Another important distinction is that to be made between so-called 'sexting' and cyber-bullying. These two are regarded as separate phenomena in South Africa, but are often concurrent. While cyberbullying is defined as "acts involving bullying and harassment through the use of electronic devices or technology", sexting is described as a combination of texting and sex, involving the sending of nude or semi-nude photos or videos and/or suggestive messages via mobile texting or instant messaging (Badenhorst, 2011:2). For example, in Springs, Gauteng, a peace order was granted against a 16-year-old girl for allegedly humiliating another 16-year-old girl at her high school on MXit, calling her a "slut" (Badenhorst, 2011:6).
In 2006, seven subcategories of cyberbullying were devised by Smith, Mahdavi, Carvalho & Tippet (2006:1), namely "text message bullying, picture/video clip bullying (via mobile phone cameras), phone call bullying via mobile phones, email bullying, chat-room bullying, bullying through instant messaging and bullying via websites". South African researchers have since added internet gaming and social networking sites such as Face-book and Twitter as ways in which cyber-bullying can be practised.

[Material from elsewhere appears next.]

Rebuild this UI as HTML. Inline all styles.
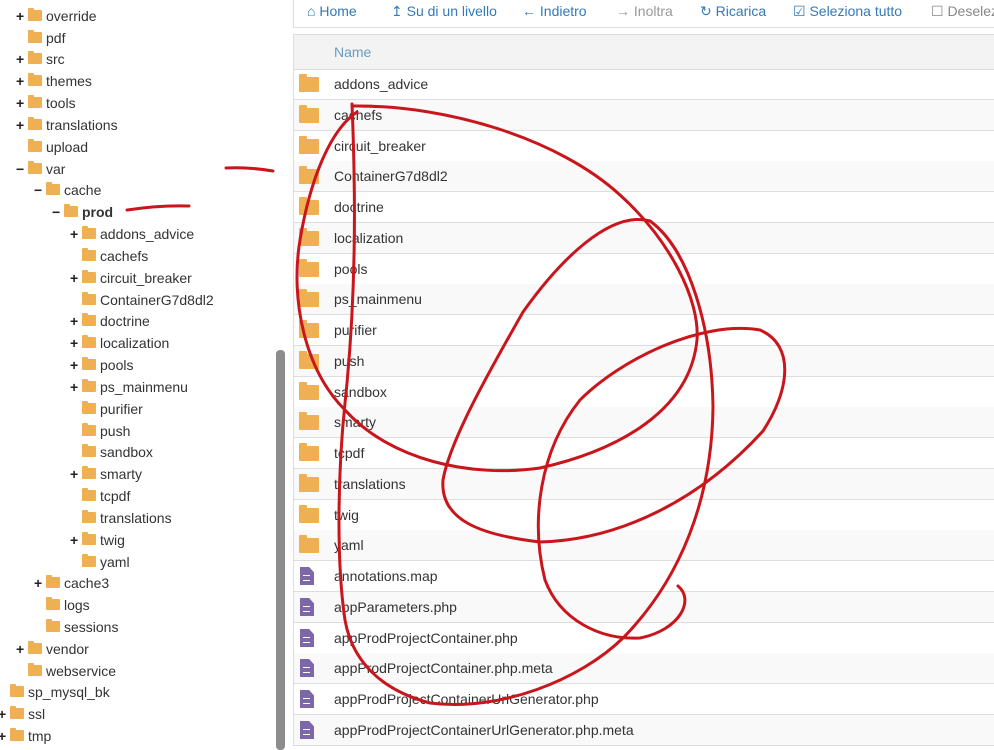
<!DOCTYPE html>
<html><head><meta charset="utf-8"><style>
body{margin:0;width:994px;height:750px;overflow:hidden;background:#fff;position:relative;font-family:"Liberation Sans",sans-serif;}
.t{position:absolute;height:22px;line-height:22px;font-size:14px;color:#333;white-space:nowrap}
.t i{position:absolute;top:5px;left:0;width:14px;height:11px;background:#eeb053;border-radius:1px}
.t i:before{content:"";position:absolute;left:0;top:-2px;width:6px;height:3px;background:#eeb053;border-radius:1px 1px 0 0}
.t b.s{position:absolute;left:-12px;top:0;font-weight:bold;color:#222;font-size:14px}
.t span{position:absolute;left:18px}
.sb{position:absolute;left:276px;top:350px;width:9px;height:400px;background:#8c8c8c;border-radius:4px}
.tb{position:absolute;left:293px;top:-2px;width:710px;height:29px;border:1px solid #ddd;border-top:none;font-size:14px;color:#337ab7;line-height:26px;font-family:"Liberation Sans Narrow","Liberation Sans",sans-serif;white-space:nowrap}
.tb span{position:absolute;top:0;white-space:nowrap}
.hd{position:absolute;left:293px;top:34px;width:710px;height:34px;background:#f3f3f3;border:1px solid #ddd;color:#6a9bc3;font-size:14px;line-height:34px}
.r{position:absolute;left:293px;width:710px;height:30px;border-bottom:1px solid #ddd;border-left:1px solid #ddd;font-size:14px;color:#333;line-height:30px}
.r.g{background:#f9f9f9}
.r span{position:absolute;left:40px}
.r i.f{position:absolute;left:5px;top:8px;width:20px;height:15px;background:#eeb053;border-radius:1px}
.r i.f:before{content:"";position:absolute;left:0;top:-3px;width:8px;height:4px;background:#eeb053;border-radius:1px 1px 0 0}
.r i.p{position:absolute;left:6px;top:6px;width:14px;height:18px;background:#7c68a8;clip-path:polygon(0 0,65% 0,100% 30%,100% 100%,0 100%)}
.r i.p:after{content:"";position:absolute;left:3px;top:8px;width:7px;height:6px;border-top:1.5px solid #fff;border-bottom:1.5px solid #fff;box-sizing:border-box}
</style></head><body>
<div class="t" style="left:28px;top:5px"><b class="s">+</b><i></i><span>override</span></div>
<div class="t" style="left:28px;top:27px"><i></i><span>pdf</span></div>
<div class="t" style="left:28px;top:48px"><b class="s">+</b><i></i><span>src</span></div>
<div class="t" style="left:28px;top:70px"><b class="s">+</b><i></i><span>themes</span></div>
<div class="t" style="left:28px;top:92px"><b class="s">+</b><i></i><span>tools</span></div>
<div class="t" style="left:28px;top:114px"><b class="s">+</b><i></i><span>translations</span></div>
<div class="t" style="left:28px;top:136px"><i></i><span>upload</span></div>
<div class="t" style="left:28px;top:158px"><b class="s">−</b><i></i><span>var</span></div>
<div class="t" style="left:46px;top:179px"><b class="s">−</b><i></i><span>cache</span></div>
<div class="t" style="left:64px;top:201px"><b class="s">−</b><i></i><span style="font-weight:bold">prod</span></div>
<div class="t" style="left:82px;top:223px"><b class="s">+</b><i></i><span>addons_advice</span></div>
<div class="t" style="left:82px;top:245px"><i></i><span>cachefs</span></div>
<div class="t" style="left:82px;top:267px"><b class="s">+</b><i></i><span>circuit_breaker</span></div>
<div class="t" style="left:82px;top:289px"><i></i><span>ContainerG7d8dl2</span></div>
<div class="t" style="left:82px;top:310px"><b class="s">+</b><i></i><span>doctrine</span></div>
<div class="t" style="left:82px;top:332px"><b class="s">+</b><i></i><span>localization</span></div>
<div class="t" style="left:82px;top:354px"><b class="s">+</b><i></i><span>pools</span></div>
<div class="t" style="left:82px;top:376px"><b class="s">+</b><i></i><span>ps_mainmenu</span></div>
<div class="t" style="left:82px;top:398px"><i></i><span>purifier</span></div>
<div class="t" style="left:82px;top:420px"><i></i><span>push</span></div>
<div class="t" style="left:82px;top:441px"><i></i><span>sandbox</span></div>
<div class="t" style="left:82px;top:463px"><b class="s">+</b><i></i><span>smarty</span></div>
<div class="t" style="left:82px;top:485px"><i></i><span>tcpdf</span></div>
<div class="t" style="left:82px;top:507px"><i></i><span>translations</span></div>
<div class="t" style="left:82px;top:529px"><b class="s">+</b><i></i><span>twig</span></div>
<div class="t" style="left:82px;top:551px"><i></i><span>yaml</span></div>
<div class="t" style="left:46px;top:572px"><b class="s">+</b><i></i><span>cache3</span></div>
<div class="t" style="left:46px;top:594px"><i></i><span>logs</span></div>
<div class="t" style="left:46px;top:616px"><i></i><span>sessions</span></div>
<div class="t" style="left:28px;top:638px"><b class="s">+</b><i></i><span>vendor</span></div>
<div class="t" style="left:28px;top:660px"><i></i><span>webservice</span></div>
<div class="t" style="left:10px;top:681px"><i></i><span>sp_mysql_bk</span></div>
<div class="t" style="left:10px;top:703px"><b class="s">+</b><i></i><span>ssl</span></div>
<div class="t" style="left:10px;top:725px"><b class="s">+</b><i></i><span>tmp</span></div>
<div class="sb"></div>

<div class="tb">
<span style="left:13px">⌂ Home</span>
<span style="left:97px">↥ Su di un livello</span>
<span style="left:228px">← Indietro</span>
<span style="left:322px;color:#999">→ Inoltra</span>
<span style="left:406px">↻ Ricarica</span>
<span style="left:499px">☑ Seleziona tutto</span>
<span style="left:637px;color:#888">☐ Deseleziona</span>
</div>
<div class="hd"><span style="position:absolute;left:40px">Name</span></div>
<div style="position:absolute;left:0;top:69px;width:994px">
<div class="r" style="top:0"><i class="f"></i><span>addons_advice</span></div>
<div class="r g" style="top:31px"><i class="f"></i><span>cachefs</span></div>
<div class="r" style="top:62px"><i class="f"></i><span>circuit_breaker</span></div>
<div class="r g" style="top:92px"><i class="f"></i><span>ContainerG7d8dl2</span></div>
<div class="r" style="top:123px"><i class="f"></i><span>doctrine</span></div>
<div class="r g" style="top:154px"><i class="f"></i><span>localization</span></div>
<div class="r" style="top:185px"><i class="f"></i><span>pools</span></div>
<div class="r g" style="top:215px"><i class="f"></i><span>ps_mainmenu</span></div>
<div class="r" style="top:246px"><i class="f"></i><span>purifier</span></div>
<div class="r g" style="top:277px"><i class="f"></i><span>push</span></div>
<div class="r" style="top:308px"><i class="f"></i><span>sandbox</span></div>
<div class="r g" style="top:338px"><i class="f"></i><span>smarty</span></div>
<div class="r" style="top:369px"><i class="f"></i><span>tcpdf</span></div>
<div class="r g" style="top:400px"><i class="f"></i><span>translations</span></div>
<div class="r" style="top:431px"><i class="f"></i><span>twig</span></div>
<div class="r g" style="top:461px"><i class="f"></i><span>yaml</span></div>
<div class="r" style="top:492px"><i class="p"></i><span>annotations.map</span></div>
<div class="r g" style="top:523px"><i class="p"></i><span>appParameters.php</span></div>
<div class="r" style="top:554px"><i class="p"></i><span>appProdProjectContainer.php</span></div>
<div class="r g" style="top:584px"><i class="p"></i><span>appProdProjectContainer.php.meta</span></div>
<div class="r" style="top:615px"><i class="p"></i><span>appProdProjectContainerUrlGenerator.php</span></div>
<div class="r g" style="top:646px"><i class="p"></i><span>appProdProjectContainerUrlGenerator.php.meta</span></div>
</div>

<svg width="994" height="750" style="position:absolute;left:0;top:0" fill="none" stroke="#c8161c" stroke-width="3" stroke-linecap="round" stroke-linejoin="round">
<path d="M226 168 Q250 167 273 171"/>
<path d="M127 210 Q160 205 189 206"/>
<path d="M352 104 C356 200 356 300 345 403 C338 470 336 560 345 620 C352 660 380 690 430 703 C500 712 580 680 623 638 C680 580 712 500 713 407 C712 330 690 250 650 221 C610 210 560 260 523 312 C490 370 450 440 443 480 C440 520 480 535 540 542 C620 540 700 500 763 431 C790 390 795 345 760 330 C700 320 620 360 580 400 C540 450 530 520 545 580 C560 620 600 640 640 638 C680 630 695 600 678 586"/>
<path d="M353 106 C450 105 560 140 620 195 C670 240 700 300 697 340 C690 410 620 450 540 468 C470 478 390 460 345 410 C305 370 290 300 300 240 C310 180 330 130 357 112"/>
</svg>
</body></html>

According to Badenhorst (2011), cyberbullying can take the form of harassment (frequently sending cruel or threatening messages to a person's e-mail account or mobile phone); denigration (sending or posting malicious gossip or rumours about, as well as digitally altered photos of, a person to damage reputation or friendships); impersonation or identity theft (posing as another person after breaking into that other person's email account or social networking account); outing (the sharing of secrets or embarrassing information online with others with whom this should not have been shared); cyberstalking (similar to traditional stalking in that it involves a real threat of harm, either through repeated online harassment or stalking); happy-slapping (where people would walk up to others and slap them, with the action being captured by another using a mobile phone camera); and sexting (focusing on the involvement of children or minors, which could in some instances be classified as child pornography).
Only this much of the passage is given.